You have the situation in reverse. Ventura is the latest edition of the operating system, which is where the backup was made. High Sierra is a few versions back. So he’s trying to restore a backup that contains some OS-specific elements to a far older operating system. The progression is High Sierra->Mojave->Catalina->Big Sur->Monterey->Ventura. So this is an OS that’s five or so releases back, dating to 2017.
Clarification: I know he’s just trying to look at it in Finder, but Apple’s got plenty of “baby rails” to keep people from corrupting their operating systems. This is, for example, why SIP (System Integrity Protection) exists. Thou shalt not touch the kernel.

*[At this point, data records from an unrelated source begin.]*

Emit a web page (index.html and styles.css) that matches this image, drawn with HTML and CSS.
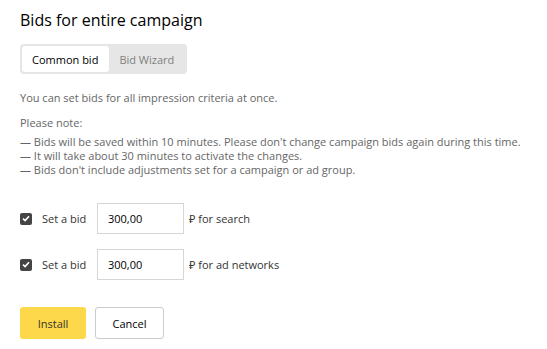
FILE: index.html
```html
<!DOCTYPE html>
<html lang="en">
<head>
  <meta charset="UTF-8" />
  <title>Bids for entire campaign</title>
  <link rel="stylesheet" href="styles.css">
</head>
<body>
  <div class="dialog">
    <h1 class="title">Bids for entire campaign</h1>

    <!-- Mode switch -->
    <div class="tabs">
      <button class="tab active">Common bid</button>
      <button class="tab">Bid Wizard</button>
    </div>

    <p class="lead">You can set bids for all impression criteria at once.</p>

    <div class="note">
      <p class="note-head">Please note:</p>
      <p>— Bids will be saved within 10 minutes. Please don't change campaign bids again during this time.</p>
      <p>— It will take about 30 minutes to activate the changes.</p>
      <p>— Bids don't include adjustments set for a campaign or ad group.</p>
    </div>

    <!-- Bid rows -->
    <div class="bid-row">
      <label class="check">
        <span class="box"><svg width="8" height="7" viewBox="0 0 8 7"><path d="M1 3.6 L3.1 5.6 L7 1.2" fill="none" stroke="#fff" stroke-width="1.6"/></svg></span>
        Set a bid
      </label>
      <div class="input">300,00</div>
      <span class="unit">₽ for search</span>
    </div>
    <div class="bid-row">
      <label class="check">
        <span class="box"><svg width="8" height="7" viewBox="0 0 8 7"><path d="M1 3.6 L3.1 5.6 L7 1.2" fill="none" stroke="#fff" stroke-width="1.6"/></svg></span>
        Set a bid
      </label>
      <div class="input">300,00</div>
      <span class="unit">₽ for ad networks</span>
    </div>

    <div class="actions">
      <button class="btn btn-primary">Install</button>
      <button class="btn btn-plain">Cancel</button>
    </div>
  </div>
</body>
</html>
```

FILE: styles.css
```css
/* BASE */
* { box-sizing: border-box; margin: 0; padding: 0; }
body {
  background: #fff;
  font-family: 'Open Sans', 'Noto Sans', sans-serif;
  color: #000;
}

.dialog { padding: 9px 20px 0; }

.title {
  font-size: 16px;
  font-weight: 500;
  color: #000;
  line-height: 22px;
}

/* TABS */
.tabs {
  display: inline-flex;
  margin-top: 13px;
  padding: 2px;
  background: #e6e6e6;
  border-radius: 4px;
}
.tab {
  height: 26px;
  padding: 0 11px 0 10px;
  border: none;
  background: transparent;
  font-family: inherit;
  font-size: 11px;
  color: #808080;
  border-radius: 3px;
}
.tab.active { background: #fff; color: #000; }

/* TEXT */
.lead {
  margin-top: 17px;
  font-size: 11px;
  line-height: 14px;
  color: #666;
}
.note {
  margin-top: 11px;
  font-size: 11px;
  line-height: 14px;
  color: #666;
}
.note-head { margin-bottom: 5px; }

/* BID ROWS */
.bid-row {
  display: flex;
  align-items: center;
  margin-top: 26px;
  height: 31px;
  font-size: 11px;
  color: #333;
}
.bid-row + .bid-row { margin-top: 15px; }
.check {
  display: flex;
  align-items: center;
  width: 77px;
}
.box {
  display: flex;
  align-items: center;
  justify-content: center;
  width: 12px;
  height: 12px;
  margin-right: 10px;
  background: #444;
  border-radius: 2px;
}
.input {
  width: 87px;
  height: 31px;
  padding: 0 10px;
  line-height: 29px;
  border: 1px solid #d6d6d6;
  color: #000;
}
.unit { margin-left: 5px; }

/* ACTIONS */
.actions {
  display: flex;
  gap: 9px;
  margin-top: 27px;
}
.btn {
  height: 32px;
  font-family: inherit;
  font-size: 11px;
  border-radius: 3px;
}
.btn-primary {
  width: 66px;
  background: #fdd84a;
  border: none;
  color: #333;
}
.btn-plain {
  width: 69px;
  background: #fff;
  border: 1px solid #ccc;
  color: #000;
}
```
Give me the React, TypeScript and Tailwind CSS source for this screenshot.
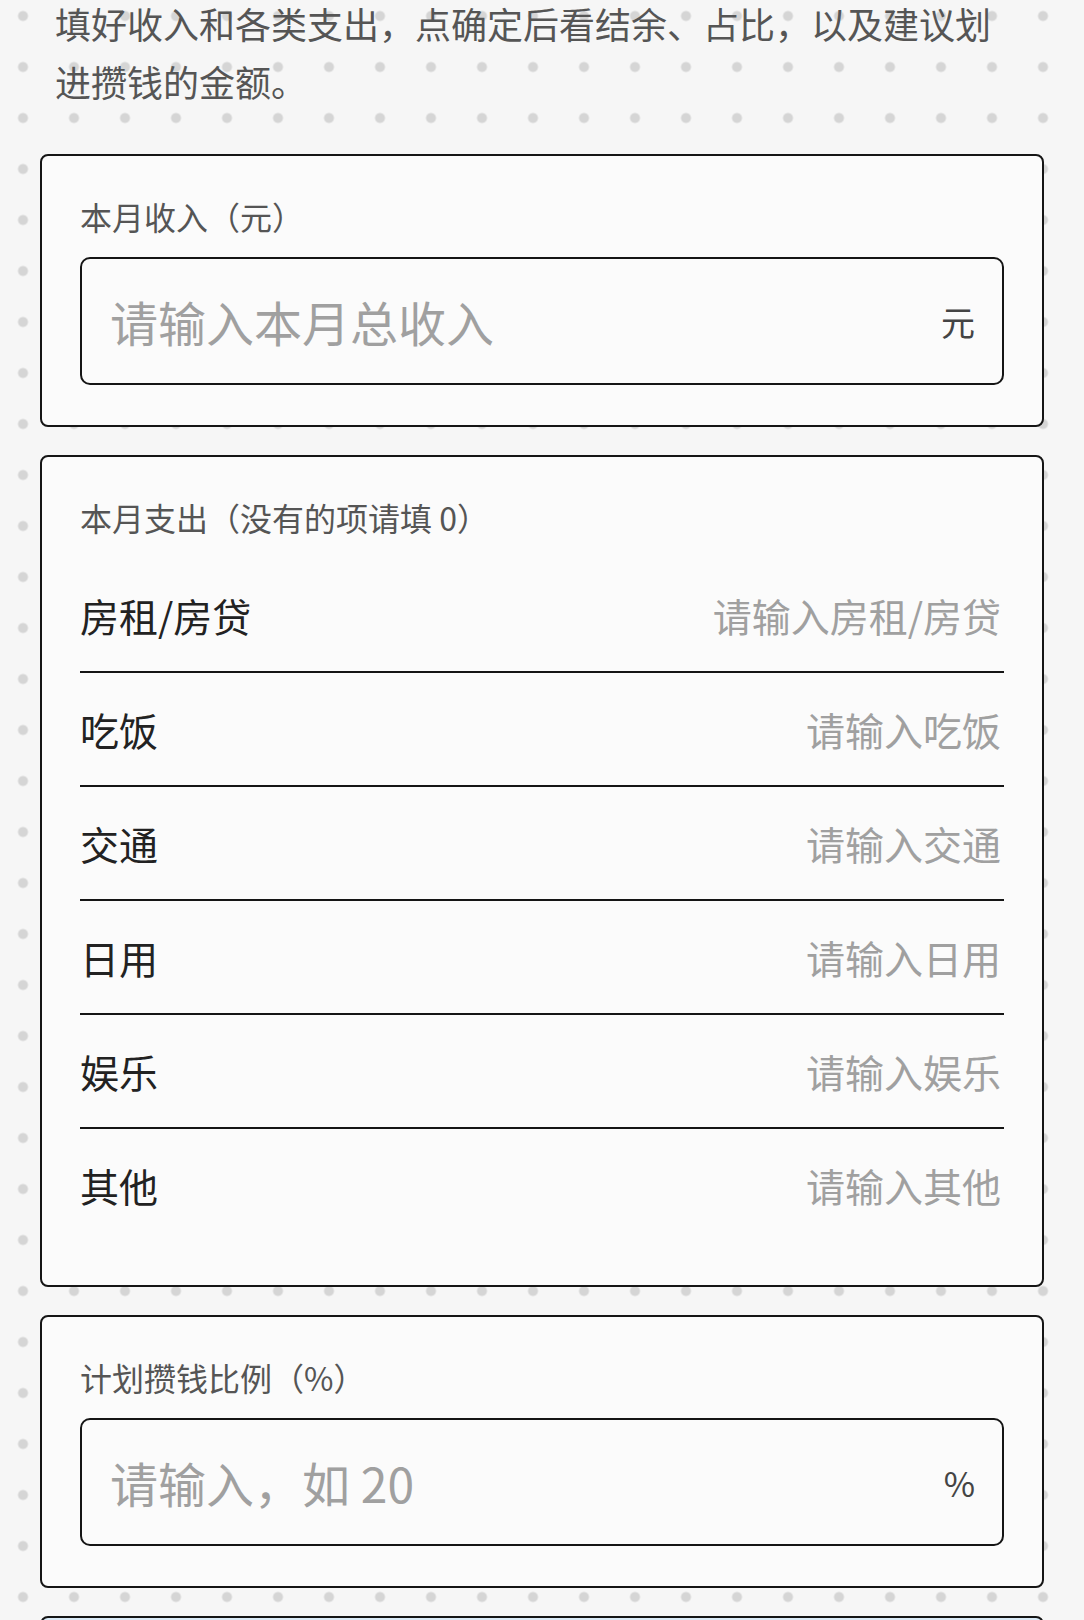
import React from "react";

const rows = ["房租/房贷", "吃饭", "交通", "日用", "娱乐", "其他"];

function BigInput({ placeholder, unit }: { placeholder: string; unit: string }) {
  return (
    <div className="mt-[21px] flex h-[128px] items-center rounded-[10px] border-2 border-[#151515] pl-[28px] pr-[27px]">
      <input
        type="text"
        placeholder={placeholder}
        className="min-w-0 flex-1 bg-transparent text-[48px] text-[#222] outline-none placeholder:text-[#a0a0a0]"
      />
      <span className="text-[34px] text-[#444]">{unit}</span>
    </div>
  );
}

export default function App() {
  return (
    <div className="min-h-screen overflow-hidden bg-[#f6f6f6] bg-[radial-gradient(circle,#d5d5d5_4.6px,transparent_5.4px)] bg-[length:51px_51px] bg-[position:-2.5px_-9.5px] pb-[40px] font-['Noto_Sans_CJK_SC','Noto_Sans',sans-serif]">
      <p className="-mt-[6px] pl-[55px] pr-[75px] text-[36px] leading-[58px] text-[#555]">
        填好收入和各类支出，点确定后看结余、占比，以及建议划进攒钱的金额。
      </p>

      <div className="mx-[40px] mt-[44px] flex flex-col gap-[28px]">
        <section className="rounded-[8px] border-2 border-[#151515] bg-[#fbfbfb] px-[38px] pb-[40px] pt-[40px]">
          <div className="text-[32px] leading-[40px] text-[#555]">本月收入（元）</div>
          <BigInput placeholder="请输入本月总收入" unit="元" />
        </section>

        <section className="rounded-[8px] border-2 border-[#151515] bg-[#fbfbfb] px-[38px] pb-[44px] pt-[40px]">
          <div className="text-[32px] leading-[40px] text-[#555]">本月支出（没有的项请填 0）</div>
          <div className="mt-[22px] flex flex-col">
            {rows.map((r) => (
              <div
                key={r}
                className="flex h-[114px] items-center justify-between border-b-2 border-[#151515] last:h-[112px] last:border-b-0"
              >
                <span className="text-[39px] text-[#222]">{r}</span>
                <input
                  type="text"
                  placeholder={"请输入" + r}
                  className="w-[60%] bg-transparent pr-[3px] text-right text-[39px] text-[#222] outline-none placeholder:text-[#a0a0a0]"
                />
              </div>
            ))}
          </div>
        </section>

        <section className="rounded-[8px] border-2 border-[#151515] bg-[#fbfbfb] px-[38px] pb-[40px] pt-[40px]">
          <div className="text-[32px] leading-[40px] text-[#555]">计划攒钱比例（%）</div>
          <BigInput placeholder="请输入，如 20" unit="%" />
        </section>

        <section className="h-[140px] rounded-[8px] border-2 border-[#151515] bg-[#d8e9f6]"></section>
      </div>
    </div>
  );
}
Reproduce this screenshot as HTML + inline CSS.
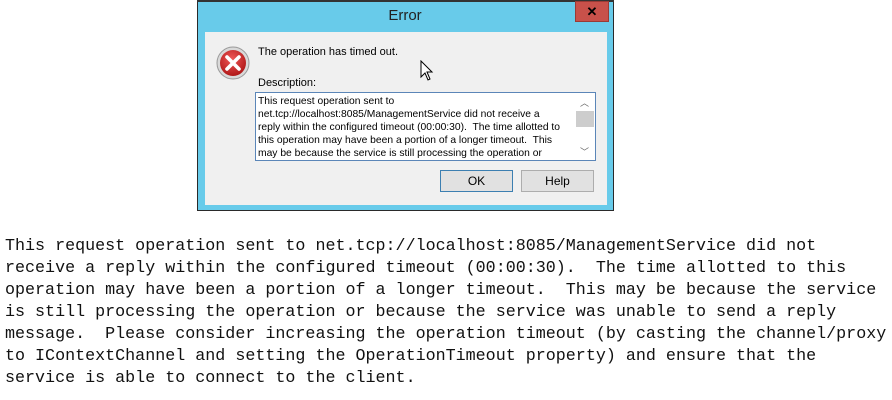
<!DOCTYPE html>
<html><head><style>
body{margin:0;width:892px;height:400px;background:#fff;position:relative;overflow:hidden;font-family:"Liberation Sans",sans-serif}
.a{position:absolute}
.mono{font-family:"Liberation Mono",monospace;font-size:16.7px;line-height:22px;color:#111;white-space:pre;left:5px;top:236px}
.ui{font-size:11px;color:#000}
</style></head><body>
<div class="a" style="left:197px;top:0;width:417px;height:211px;background:#68cbea;border:1px solid #2a2a2a;box-sizing:border-box"></div>
<div class="a" style="left:197px;top:0;width:417px;height:2px;background:#333"></div>
<div class="a" style="left:205px;top:32px;width:402px;height:173px;background:#f0f0f0"></div>
<div class="a" style="left:385px;top:7px;width:40px;text-align:center;font-size:15px;color:#222">Error</div>
<div class="a" style="left:575px;top:1px;width:34px;height:21px;background:#c8514a;border:1px solid #9a3a35;box-sizing:border-box;color:#000;font-weight:bold;font-size:13px;text-align:center;line-height:19px">✕</div>
<svg class="a" style="left:216px;top:46px" width="34" height="34" viewBox="0 0 34 34">
<defs><radialGradient id="g" cx="45%" cy="35%" r="65%"><stop offset="0" stop-color="#f05858"/><stop offset="1" stop-color="#b01818"/></radialGradient></defs>
<circle cx="17" cy="17" r="16" fill="#d9d9d9" stroke="#999"/>
<circle cx="17" cy="17" r="13" fill="url(#g)"/>
<path d="M11 11L23 23M23 11L11 23" stroke="#fff" stroke-width="3.6" stroke-linecap="round"/>
</svg>
<div class="a ui" style="left:258px;top:46px">The operation has timed out.</div>
<div class="a ui" style="left:258px;top:77px">Description:</div>
<div class="a" style="left:255px;top:92px;width:341px;height:69px;background:#fff;border:1px solid #5b86b8;box-sizing:border-box"></div>
<div class="a ui" style="left:258px;top:95px;width:318px;font-size:10.3px;line-height:13px;white-space:pre">This request operation sent to
net.tcp://localhost:8085/ManagementService did not receive a
reply within the configured timeout (00:00:30).  The time allotted to
this operation may have been a portion of a longer timeout.  This
may be because the service is still processing the operation or</div>
<div class="a" style="left:576px;top:93px;width:18px;height:67px;background:#fff"></div>
<div class="a" style="left:576px;top:111px;width:18px;height:16px;background:#cdcdcd"></div>
<div class="a" style="left:580px;top:96px;font-size:9px;color:#666">︿</div>
<div class="a" style="left:580px;top:145px;font-size:9px;color:#666">﹀</div>
<div class="a ui" style="left:440px;top:170px;width:73px;height:22px;background:#e1e1e1;border:1px solid #3c7fb1;box-sizing:border-box;text-align:center;line-height:20px;font-size:12px">OK</div>
<div class="a ui" style="left:521px;top:170px;width:73px;height:22px;background:#e1e1e1;border:1px solid #adadad;box-sizing:border-box;text-align:center;line-height:20px;font-size:12px">Help</div>
<svg class="a" style="left:420px;top:60px" width="14" height="22"><path d="M1 1L1 17L5 13L8 20L10 19L7 12L12 12Z" fill="#fff" stroke="#000"/></svg>
<div class="a mono">This request operation sent to net.tcp://localhost:8085/ManagementService did not
receive a reply within the configured timeout (00:00:30).  The time allotted to this
operation may have been a portion of a longer timeout.  This may be because the service
is still processing the operation or because the service was unable to send a reply
message.  Please consider increasing the operation timeout (by casting the channel/proxy
to IContextChannel and setting the OperationTimeout property) and ensure that the
service is able to connect to the client.</div>
</body></html>
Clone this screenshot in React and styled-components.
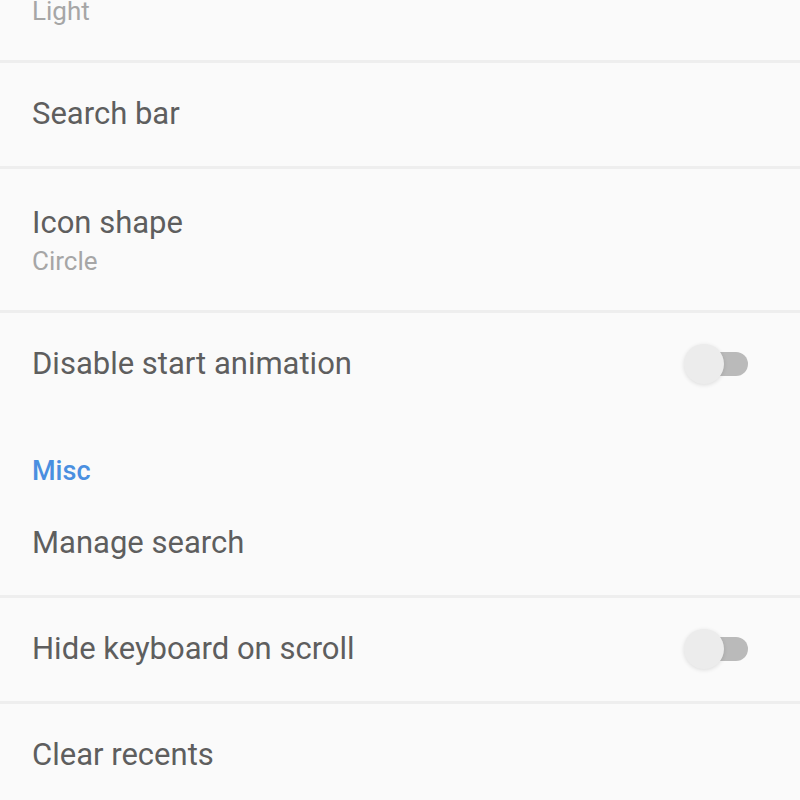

If it worked, more power to you, but I make it a habit not to forcibly mount and poke around in Time Machine backups outside of the supported OS methods. The amount of risk varies, but there’s always the chance you could do something to corrupt the backup set, and then you lose the whole enchilada. That’s usually more risk than I’m willing to assume.
This is why I leverage iCloud storage heavily. If my M1 MacBook Air died tomorrow and something horrible happened to my Time Machine drive, I could still pull things down from the cloud regardless of OS version. Couple that with ADP (Apple Data Protection), and it’s a pretty safe and secure way to share files between systems.